=== DATASET ROWS ===

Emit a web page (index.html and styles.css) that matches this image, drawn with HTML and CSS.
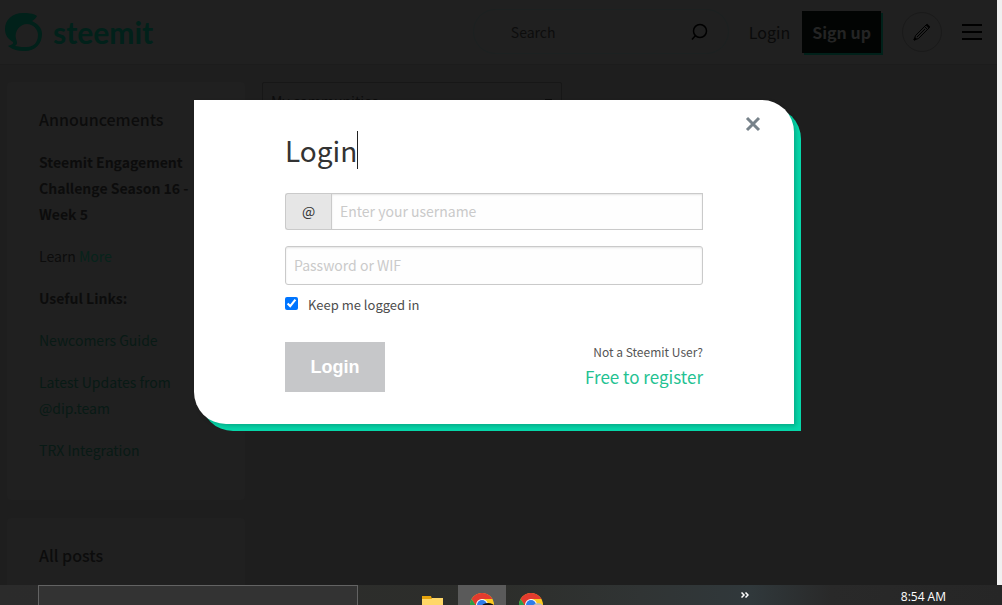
FILE: index.html
```html
<!DOCTYPE html>
<html lang="en">
<head>
    <meta charset="UTF-8">
    <meta name="viewport" content="width=device-width, initial-scale=1.0">
    <title>Steemit</title>
    <link rel="stylesheet" href="styles.css">
</head>
<body>
    <div class="page">
        <header class="header">
            <a class="logo" href="#">
                <svg width="38" height="40" viewBox="0 0 38 40" aria-hidden="true">
                    <path fill-rule="evenodd" d="M32 4C28 1 22 1 18 1C7 1 0 8 0 17C0 23 3 27 8 30C9 32 6 33 3 34C8 38 13 39 20 39C30 39 37 32 37 22C37 16 33 12 27 9C29 8 31 6 32 4ZM22 12C28 12 33 17 33 23C33 30 29 35 22 35C18 35 15 35 10 34C13 32 12 30 11 27C9 19 15 12 22 12Z"/>
                </svg>
                <span>steemit</span>
            </a>
            <form class="search">
                <input type="search" placeholder="Search" aria-label="Search">
                <button type="button" aria-label="Search">
                    <svg width="18" height="18" viewBox="0 0 18 18" aria-hidden="true">
                        <circle cx="10" cy="8" r="6.5"/>
                        <path d="M5.500 12.500L2 16.500"/>
                    </svg>
                </button>
            </form>
            <nav class="header-nav">
                <a class="login-link" href="#">Login</a>
                <a class="signup" href="#">Sign up</a>
                <button class="compose" type="button" aria-label="Write a post">
                    <svg width="20" height="20" viewBox="0 0 20 20" aria-hidden="true">
                        <path d="M2 18L3.500 13.500L14.500 2.500L17.500 5.500L6.500 16.500ZM12.500 4.500L15.500 7.500M5 15L13 7"/>
                        <path class="tip" d="M14.500 2.500L17.500 5.500M2 18L4 16"/>
                    </svg>
                </button>
                <button class="menu" type="button" aria-label="Menu">
                    <span></span><span></span><span></span>
                </button>
            </nav>
        </header>

        <main class="content">
            <aside class="sidebar">
                <section class="card">
                    <h2>Announcements</h2>
                    <p><strong>Steemit Engagement Challenge Season 16 - Week 5</strong></p>
                    <p>Learn <a class="more" href="#">More</a></p>
                    <p><strong>Useful Links:</strong></p>
                    <p><a href="#">Newcomers Guide</a></p>
                    <p><a href="#">Latest Updates from @dip.team</a></p>
                    <p><a href="#">TRX Integration</a></p>
                </section>
                <section class="card">
                    <h2>All posts</h2>
                </section>
            </aside>
            <div class="feed">
                <select class="communities" aria-label="Communities">
                    <option>My communities</option>
                </select>
            </div>
        </main>

        <div class="overlay">
            <div class="modal" role="dialog" aria-labelledby="login-title">
                <button class="close" type="button" aria-label="Close">
                    <svg width="16" height="16" viewBox="0 0 16 16" aria-hidden="true">
                        <path d="M2 2L14 14M14 2L2 14"/>
                    </svg>
                </button>
                <h3 id="login-title">Login</h3>
                <form>
                    <div class="input-group">
                        <label for="username">@</label>
                        <input type="text" id="username" placeholder="Enter your username">
                    </div>
                    <input class="password" type="password" placeholder="Password or WIF" aria-label="Password or WIF">
                    <div class="remember">
                        <input type="checkbox" id="save-login" checked>
                        <label for="save-login">Keep me logged in</label>
                    </div>
                    <div class="modal-actions">
                        <button class="submit" type="submit">Login</button>
                        <div class="register">
                            <span>Not a Steemit User?</span>
                            <a href="#">Free to register</a>
                        </div>
                    </div>
                </form>
            </div>
        </div>
        <div class="scrollbar"></div>
    </div>

    <footer class="taskbar">
        <div class="task-search"></div>
        <div class="task-apps">
            <div class="task">
                <svg width="22" height="18" viewBox="0 0 22 18" aria-hidden="true">
                    <path fill="#ffd768" d="M0 2H21V18H0Z"/>
                    <path fill="#e5a30c" d="M0 0H9L10 3H0Z"/>
                </svg>
            </div>
            <div class="task active">
                <svg width="24" height="24" viewBox="0 0 24 24" aria-hidden="true">
                    <circle cx="12" cy="12" r="12" fill="#fdc922"/>
                    <path fill="#e33b2e" d="M1.600 6A12 12 0 0 1 22.400 6H12L7 15Z"/>
                    <path fill="#2b9c48" d="M1.600 6L8 16L12 24A12 12 0 0 1 1.600 6Z"/>
                    <circle cx="12" cy="12" r="6" fill="#fff"/>
                    <circle cx="12" cy="12" r="5" fill="#2f7de9"/>
                    <ellipse cx="18" cy="13" rx="6" ry="3" fill="#111"/>
                </svg>
            </div>
            <div class="task">
                <svg width="24" height="24" viewBox="0 0 24 24" aria-hidden="true">
                    <circle cx="12" cy="12" r="12" fill="#fdc922"/>
                    <path fill="#e33b2e" d="M1.600 6A12 12 0 0 1 22.400 6H12L7 15Z"/>
                    <path fill="#2b9c48" d="M1.600 6L8 16L12 24A12 12 0 0 1 1.600 6Z"/>
                    <circle cx="12" cy="12" r="6" fill="#fff"/>
                    <circle cx="12" cy="12" r="5" fill="#2f7de9"/>
                    <circle cx="19" cy="16" r="6" fill="#b9b9b9"/>
                </svg>
            </div>
        </div>
        <div class="tray">
            <svg width="8" height="6" viewBox="0 0 8 6" aria-hidden="true">
                <path d="M0.500 0.500L3 3L0.500 5.500M4.500 0.500L7 3L4.500 5.500"/>
            </svg>
            <span>8:54 AM</span>
        </div>
    </footer>
</body>
</html>
```
FILE: styles.css
```css
* {
    box-sizing: border-box;
}

body {
    margin: 0;
    height: 100vh;
    display: flex;
    flex-direction: column;
    overflow: hidden;
    background: #1e1e1e;
    color: #0c0c0c;
    font-family: "Noto Sans CJK SC", "Noto Sans", sans-serif;
    font-size: 14px;
    line-height: 26px;
}

a {
    color: #081a15;
    text-decoration: none;
}

button,
input,
select {
    font-family: inherit;
}

button {
    border: none;
    padding: 0;
    background: none;
    cursor: pointer;
}

svg {
    display: block;
}

.page {
    position: relative;
    flex: 1;
    min-height: 0;
    overflow: hidden;
    padding-right: 5px;
}

/* Header */
.header {
    display: flex;
    align-items: center;
    height: 65px;
    padding: 0 15px 1px 5px;
    background: #202020;
    border-bottom: 1px solid #1c1c1c;
}

.logo {
    display: flex;
    align-items: center;
    gap: 10px;
    color: #01211a;
    font-family: Lato, sans-serif;
    font-size: 30px;
    font-weight: 700;
}

.logo svg {
    fill: #01211a;
}

.search {
    display: flex;
    align-items: center;
    width: 256px;
    height: 45px;
    margin-left: auto;
    padding: 0 20px 0 37px;
    border: 1px solid #1c2121;
    border-radius: 23px;
}

.search input {
    flex: 1;
    min-width: 0;
    padding: 0;
    border: none;
    outline: none;
    background: none;
    font-size: 14px;
}

.search input::placeholder {
    color: #0d0d0d;
}

.search svg,
.compose svg {
    fill: none;
    stroke: #000;
    stroke-width: 1.5;
}

.compose svg {
    stroke-width: 1;
}

.compose .tip {
    stroke-width: 2;
}

.header-nav {
    display: flex;
    align-items: center;
    margin-left: 20px;
}

.login-link {
    color: #0a0a0a;
    font-size: 16px;
}

.signup {
    margin-left: 12px;
    padding: 8px 10px;
    background: #020403;
    box-shadow: 2px 2px 0 #01211a;
    color: #242424;
    font-size: 16px;
    font-weight: 700;
}

.compose {
    display: grid;
    place-items: center;
    width: 40px;
    height: 40px;
    margin-left: 21px;
    border: 1px solid #1a1a1a;
    border-radius: 50%;
}

.menu {
    display: flex;
    flex-direction: column;
    gap: 5px;
    width: 20px;
    margin-left: 20px;
}

.menu span {
    height: 2px;
    background: #000;
}

/* Content */
.content {
    display: flex;
    gap: 17px;
    padding: 17px 7px;
}

.sidebar {
    flex: none;
    width: 238px;
}

.card {
    margin-bottom: 18px;
    padding: 24px 32px 37px;
    background: #202020;
    border-radius: 4px;
}

.card h2 {
    margin: 0 0 17px;
    font-size: 16px;
    font-weight: 500;
}

.card p {
    margin: 0 -10px 16px 0;
}

.card p:last-child {
    margin-bottom: 0;
}

.card strong {
    font-weight: 700;
}

.more {
    color: #07231b;
}

.feed {
    flex: 1;
}

.communities {
    appearance: none;
    width: 300px;
    height: 38px;
    padding: 0 8px;
    background: #1e1e1e linear-gradient(#0c0c0c, #0c0c0c) no-repeat right 9px center / 7px 4px;
    border: 1px solid #171717;
    border-radius: 2px;
    color: #0c0c0c;
    font-size: 14px;
}

/* Login dialog */
.overlay {
    position: absolute;
    inset: 0;
    padding: 100px 14px 0 0;
}

.modal {
    position: relative;
    max-width: 600px;
    margin: 0 auto;
    padding: 31px 91px 32px;
    background: #fff;
    border-radius: 0 32px;
    box-shadow: 2px 2px 4px rgba(0, 0, 0, 0.2), 7px 7px 0 #06d6a9;
    color: #333;
}

.close {
    position: absolute;
    top: 16px;
    right: 33px;
}

.close svg {
    fill: none;
    stroke: #77828a;
    stroke-width: 3;
}

.modal h3 {
    width: max-content;
    margin: 0 0 24px;
    border-right: 1px solid #222;
    font-size: 28px;
    font-weight: 400;
    line-height: 38px;
}

.input-group {
    display: flex;
    height: 37px;
    margin-bottom: 16px;
}

.input-group label {
    width: 46px;
    border: 1px solid #cacaca;
    border-right: none;
    border-radius: 3px 0 0 3px;
    background: #e6e6e6;
    font-size: 14px;
    line-height: 34px;
    text-align: center;
}

.input-group input,
.password {
    min-width: 0;
    padding: 0 8px 2px;
    border: 1px solid #cacaca;
    background: #fefefe;
    box-shadow: inset 0 1px 2px rgba(10, 10, 10, 0.1);
    font-size: 14px;
    outline: none;
}

.input-group input {
    flex: 1;
}

.password {
    display: block;
    width: 100%;
    height: 39px;
    border-radius: 3px;
}

.modal input::placeholder {
    color: #cacaca;
}

.remember {
    display: flex;
    gap: 10px;
    margin-top: 7px;
    color: #4d4d4d;
    font-size: 13px;
}

.remember input {
    width: 13px;
    height: 13px;
    margin: 5px 0 0;
    accent-color: #0075ff;
}

.modal-actions {
    display: flex;
    justify-content: space-between;
    margin-top: 24px;
}

.submit {
    width: 100px;
    height: 50px;
    background: #c6c7c9;
    color: #fff;
    font-family: "Liberation Sans", Arial, sans-serif;
    font-size: 18px;
    font-weight: 700;
}

.register {
    display: flex;
    flex-direction: column;
    color: #555;
    text-align: right;
    font-size: 12px;
    line-height: 20px;
}

.register a {
    color: #24c292;
    font-size: 17px;
    line-height: 30px;
}

.scrollbar {
    position: absolute;
    top: 0;
    right: 0;
    bottom: 0;
    width: 5px;
    background: #f0f0f0;
}

/* Taskbar */
.taskbar {
    display: flex;
    height: 20px;
    padding-left: 38px;
    overflow: hidden;
    background: linear-gradient(90deg, #2b2b2b, #2d2e2b 50%, #303434 64%, #30383b 75%, #292929 83%, #262626);
    color: #fff;
}

.task-search {
    width: 320px;
    border: 1px solid #636363;
    border-bottom: none;
    background: #333;
}

.task-apps {
    display: flex;
    gap: 1px;
    margin-left: 51px;
}

.task {
    display: flex;
    justify-content: center;
    width: 48px;
    padding-top: 8px;
}

.task:first-child {
    padding-top: 11px;
}

.task.active {
    background: #5a5a5a;
}

.tray {
    display: flex;
    align-items: flex-start;
    gap: 152px;
    margin-left: auto;
    padding-right: 56px;
    font-family: "Open Sans", "Noto Sans", sans-serif;
    font-size: 12px;
    line-height: 24px;
}

.tray svg {
    margin-top: 7px;
    fill: none;
    stroke: #fff;
    stroke-width: 1.5;
}
```
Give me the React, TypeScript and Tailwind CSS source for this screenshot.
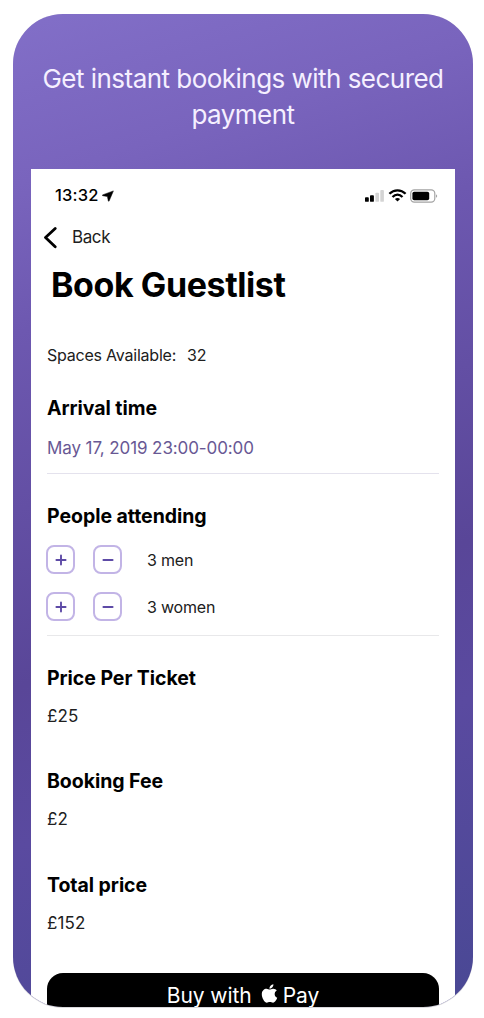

===

• GOAL OF THE EXERCISE:
Determine how many lines of the records above contain the word "this", and report only that number.

• CORRECT RESULT:
2